Golden Star Reports Previously Announced Secured Credit Facility Closed

October 21, 2019

Source: Yahoo Finance

Golden Star Resources Ltd. (NYSE American: GSS; TSX: GSC; GSE: GSR) ("Golden Star" or the "Company") is pleased to report that it has closed the $60 million senior secured credit facility with Macquarie Bank Limited (the "Credit Facility") previously announced in its July 31, 2019 news release.

Golden Star has used the proceeds to refinance the Ecobank Loan III, Ecobank Loan IV, and the long-term payable under the Vendor Agreement with Volta River Authority. The remaining balance is available for general corporate purposes.

The Credit Facility is repayable $5 million quarterly, commencing on June 30, 2020. The final maturity date is March 31, 2023. The interest rate is 4.5% plus the applicable USD LIBOR rate. The Credit Facility is subject to normal course financial covenants including a Debt Service Coverage Ratio of greater than 1.20:1 and a Net Debt to EBITDA ratio of less than 3.00:1.

All monetary amounts refer to United States dollars.

Company Profile

Golden Star is an established gold mining company that owns and operates the Wassa and Prestea underground mines in Ghana, West Africa. Listed on the NYSE American, the Toronto Stock Exchange and the Ghana Stock Exchange, Golden Star is focused on delivering strong margins and free cash flow from its two high-grade underground mines. Gold production guidance for 2019 is 190,000 – 205,000 ounces at a cash operating cost per ounce of $800-$8501. As the winner of the PDAC 2018 Environmental and Social Responsibility Award, Golden Star is committed to leaving a positive and sustainable legacy in its areas of operation.

Non-GAAP Financial Measures1

In this News Release, we use the term "cash operating cost per ounce". "Cash operating cost" for a period is equal to "cost of sales excluding depreciation and amortization" for the period less royalties, the cash component of metals inventory net realizable value adjustments, materials and supplies write-off and severance charges, and "cash operating cost per ounce" is that amount divided by the number of ounces of gold sold (excluding pre-commercial production ounces sold) during the period.
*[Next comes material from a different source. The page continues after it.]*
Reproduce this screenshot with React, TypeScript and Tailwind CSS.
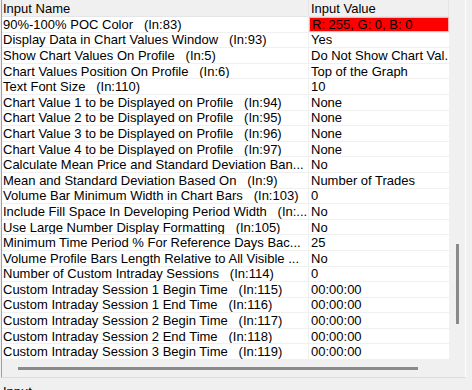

We use cash operating cost per ounce as a key operating metric. We monitor this measure monthly, comparing each month's values to prior periods' values to detect trends that may indicate increases or decreases in operating efficiencies. We provide this measure to investors to allow them to also monitor operational efficiencies of the Company's mines. We calculate this measure for both individual operating units and on a consolidated basis. Since cash operating costs do not incorporate revenues, changes in working capital or non-operating cash costs, they are not necessarily indicative of operating profit or cash flow from operations as determined under IFRS. Changes in numerous factors including, but not limited to, mining rates, milling rates, ore grade, gold recovery, costs of labor, consumables and mine site general and administrative activities can cause these measures to increase or decrease. We believe that these measures are similar to the measures of other gold mining companies, but may not be comparable to similarly titled measures in every instance.
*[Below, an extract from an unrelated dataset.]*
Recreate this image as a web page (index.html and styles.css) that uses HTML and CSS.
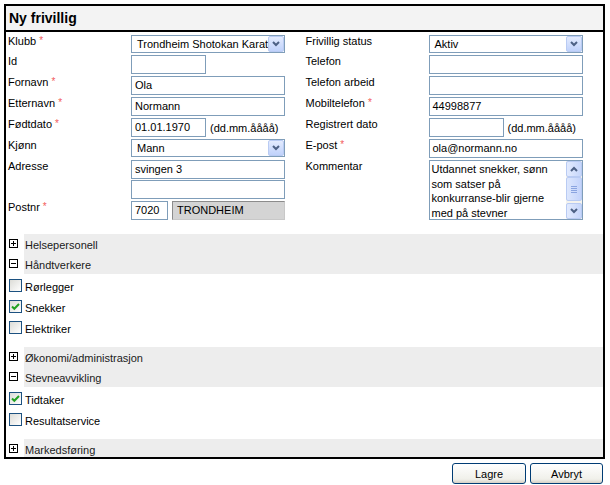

Non-GAAP measures are intended to provide additional information only and do not have standardized definitions under IFRS and should not be considered in isolation or as a substitute for measures of performance prepared in accordance with IFRS. These measures are not necessarily indicative of operating profit or cash flow from operations as determined under IFRS.

For additional information regarding the Non-GAAP financial measures used by the Company, please refer to the heading "Non-GAAP Financial Measures" in the Company's Management Discussion and Analysis of Financial Condition and Results of Operations for the three months ended June 30, 2019, which are available at www.sedar.com.